Digital assets an increasingly important part of estate planning

By Mia Clarke, Associate Editor

Accounting for digital assets is becoming a bigger part of estate planning as people do more and more online, Toronto litigator Matthew Urback tells Law Times.

“I haven’t seen it addressed all that much yet and I think it’s something that’s going to become a much bigger issue than it already is in the coming years just because of the prevalence of digital assets,” says Urback, a civil and commercial litigator with Shibley Righton LLP’s Toronto office.

The assets include email and social media accounts, says the online legal publication, noting that “many people fail to identify those parts of their lives in their estate and risk the loss of control over their online identity as well as accounts that could have some significant value.”

The largely paperless, online assets could also include valuable ones like cryptocurrency, and if the owner doesn’t specify where the assets are and how to access them, it’s like they don't exist, says Urback.

“It might be worth it to appoint an executor, an estate trustee that is exclusively in charge of all your digital assets and all of your electronic holdings,” he says.

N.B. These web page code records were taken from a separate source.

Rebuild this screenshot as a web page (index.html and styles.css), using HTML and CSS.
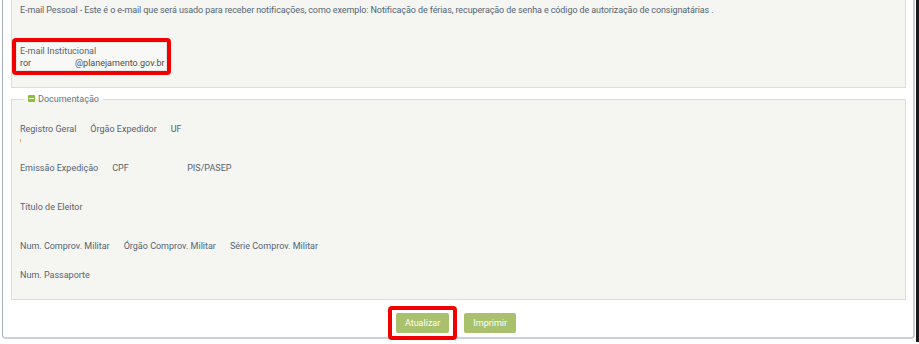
FILE: index.html
```html
<!DOCTYPE html>
<html lang="pt-BR">
<head>
  <meta charset="UTF-8">
  <title>Dados Pessoais</title>
  <link rel="stylesheet" href="styles.css">
</head>
<body>
<div class="screen">
  <div class="window">

    <fieldset class="box box-top">
      <p class="note">E-mail Pessoal - Este é o e-mail que será usado para receber notificações, como exemplo: Notificação de férias, recuperação de senha e código de autorização de consignatárias .</p>

      <div class="highlight mail">
        <div class="mail-inner">
          <div class="label">E-mail Institucional</div>
          <div class="value"><span class="user">ror</span>@planejamento.gov.br</div>
        </div>
      </div>
    </fieldset>

    <fieldset class="box box-docs">
      <legend><span class="toggle"></span>Documentação</legend>

      <div class="row row-1">
        <div class="field">
          <span class="label">Registro Geral</span>
          <span class="caret"></span>
        </div>
        <div class="field"><span class="label">Órgão Expedidor</span></div>
        <div class="field"><span class="label">UF</span></div>
      </div>

      <div class="row row-2">
        <div class="field"><span class="label">Emissão Expedição</span></div>
        <div class="field cpf"><span class="label">CPF</span></div>
        <div class="field"><span class="label">PIS/PASEP</span></div>
      </div>

      <div class="row row-3">
        <div class="field"><span class="label">Título de Eleitor</span></div>
      </div>

      <div class="row row-4">
        <div class="field"><span class="label">Num. Comprov. Militar</span></div>
        <div class="field"><span class="label">Órgão Comprov. Militar</span></div>
        <div class="field"><span class="label">Série Comprov. Militar</span></div>
      </div>

      <div class="row row-5">
        <div class="field"><span class="label">Num. Passaporte</span></div>
      </div>
    </fieldset>

    <div class="actions">
      <div class="highlight">
        <button type="button" class="btn">Atualizar</button>
      </div>
      <button type="button" class="btn">Imprimir</button>
    </div>

  </div>
  <div class="edge"></div>
</div>
</body>
</html>
```

FILE: styles.css
```css
body {
  margin: 0;
  background-color: #fff;
  font-family: Roboto, "Liberation Sans", sans-serif;
  font-size: 9px;
  color: #56636f;
}

.screen {
  display: flex;
  height: 344px;
}

.window {
  margin-left: 2px;
  width: 910px;
  height: 337px;
  border-left: 1px solid #a7b0b9;
  border-right: 2px solid #c9d0d6;
  border-bottom: 2px solid #c9d0d6;
  border-bottom-left-radius: 4px;
  border-bottom-right-radius: 4px;
  box-sizing: content-box;
}

.edge {
  width: 3px;
  height: 342px;
  margin-left: 1px;
  background-color: #1a1a1a;
}

.box {
  margin: 0 7px 0 8px;
  padding: 0 8px;
  background-color: #f5f6f2;
  border: 1px solid #dcdcd8;
  min-width: 0;
}

.box-top {
  border-top: none;
  height: 88px;
  box-sizing: border-box;
  padding-top: 5px;
}

.note {
  margin: 0;
  line-height: 11px;
  letter-spacing: -0.1px;
}

.highlight {
  display: inline-block;
  border: 4px solid #f20000;
  border-radius: 4px;
}

.mail {
  margin: 22px 0 0 -8px;
}

.mail-inner {
  width: 144px;
  padding: 2px 2px 1px 3px;
  background-color: #f8f9f6;
  border: 1px solid #e3e3df;
  line-height: 12px;
  white-space: nowrap;
}

.user {
  display: inline-block;
  width: 55px;
}

.value {
  color: #4c4c4c;
}

.box-docs {
  margin-top: 5px;
  height: 207px;
  box-sizing: border-box;
  padding-top: 0;
}

legend {
  padding: 0 4px;
  margin-left: 4px;
  line-height: 12px;
  color: #6a7580;
}

.toggle {
  display: inline-block;
  width: 7px;
  height: 7px;
  margin-right: 3px;
  background-color: #8dbd3b;
  border-radius: 1px;
  position: relative;
  top: -1px;
  vertical-align: middle;
}

.toggle::after {
  content: "";
  position: absolute;
  left: 1px;
  right: 1px;
  top: 3px;
  height: 1px;
  background-color: #fff;
}

.row {
  display: flex;
  gap: 14px;
  line-height: 12px;
}

.row-1 { margin-top: 18px; height: 39px; }
.row-2 { height: 39px; }
.row-3 { height: 39px; }
.row-4 { height: 29px; }
.row-5 { height: 20px; }

.field {
  position: relative;
}

.cpf {
  width: 61px;
}

.caret {
  position: absolute;
  left: 0;
  top: 16px;
  width: 1px;
  height: 3px;
  background-color: #f4b24a;
}

.actions {
  display: flex;
  justify-content: center;
  align-items: center;
  gap: 7px;
  margin-top: 6px;
  padding-right: 12px;
}

.btn {
  font-family: Roboto, "Liberation Sans", sans-serif;
  font-size: 9px;
  color: #fff;
  background-color: #a9c06c;
  border: none;
  border-radius: 2px;
  height: 20px;
  padding: 0 9px;
  margin: 0;
}

.highlight .btn {
  margin: 3px 4px;
}
```
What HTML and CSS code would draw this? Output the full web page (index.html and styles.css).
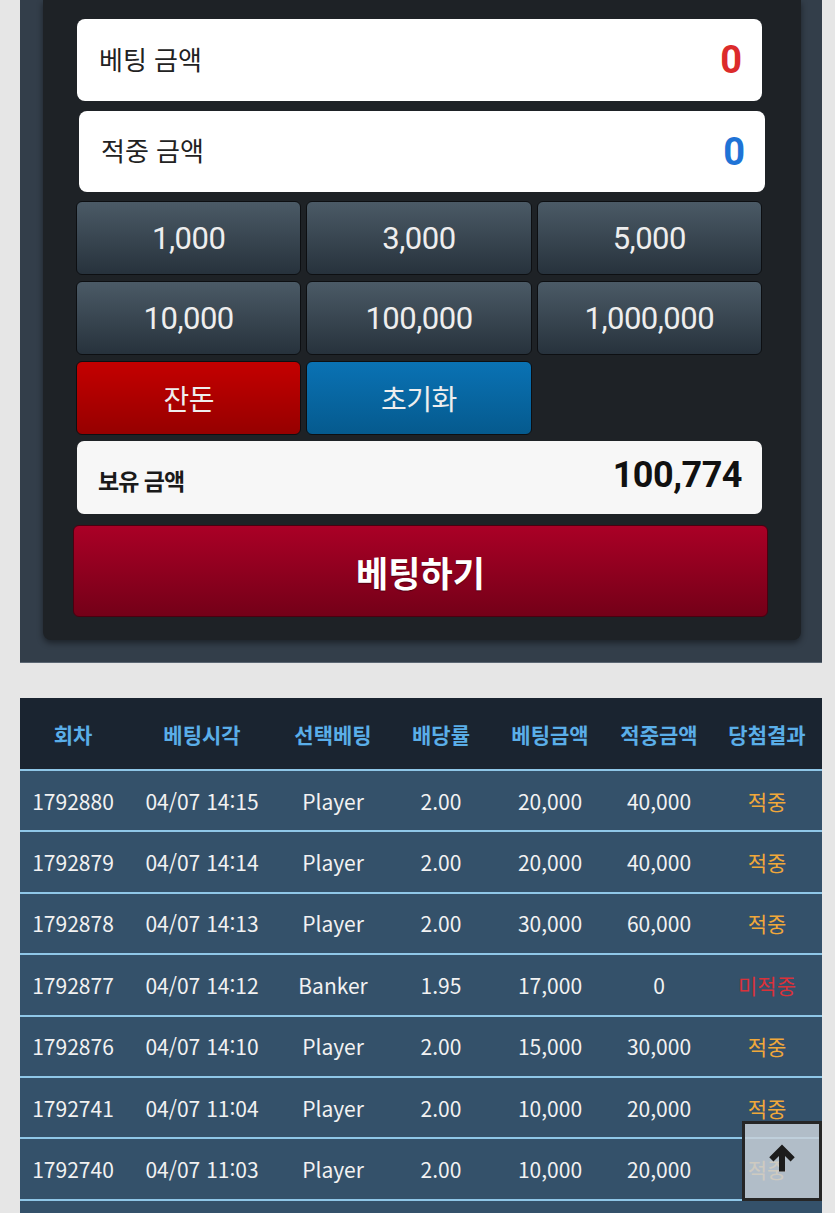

“If you lose it, you lose it, that’s it. So, you’ve got to make sure you’re passing on that information ... so they can access it after you’re gone,” Urback says.

“Whoever you’re putting in charge of all of that, especially if you have a lot of Bitcoin, you’re giving them an immense amount of power.”

And he warns against putting access information in the will since it’s a public document. Instead, Urback suggests giving that information directly to the executor.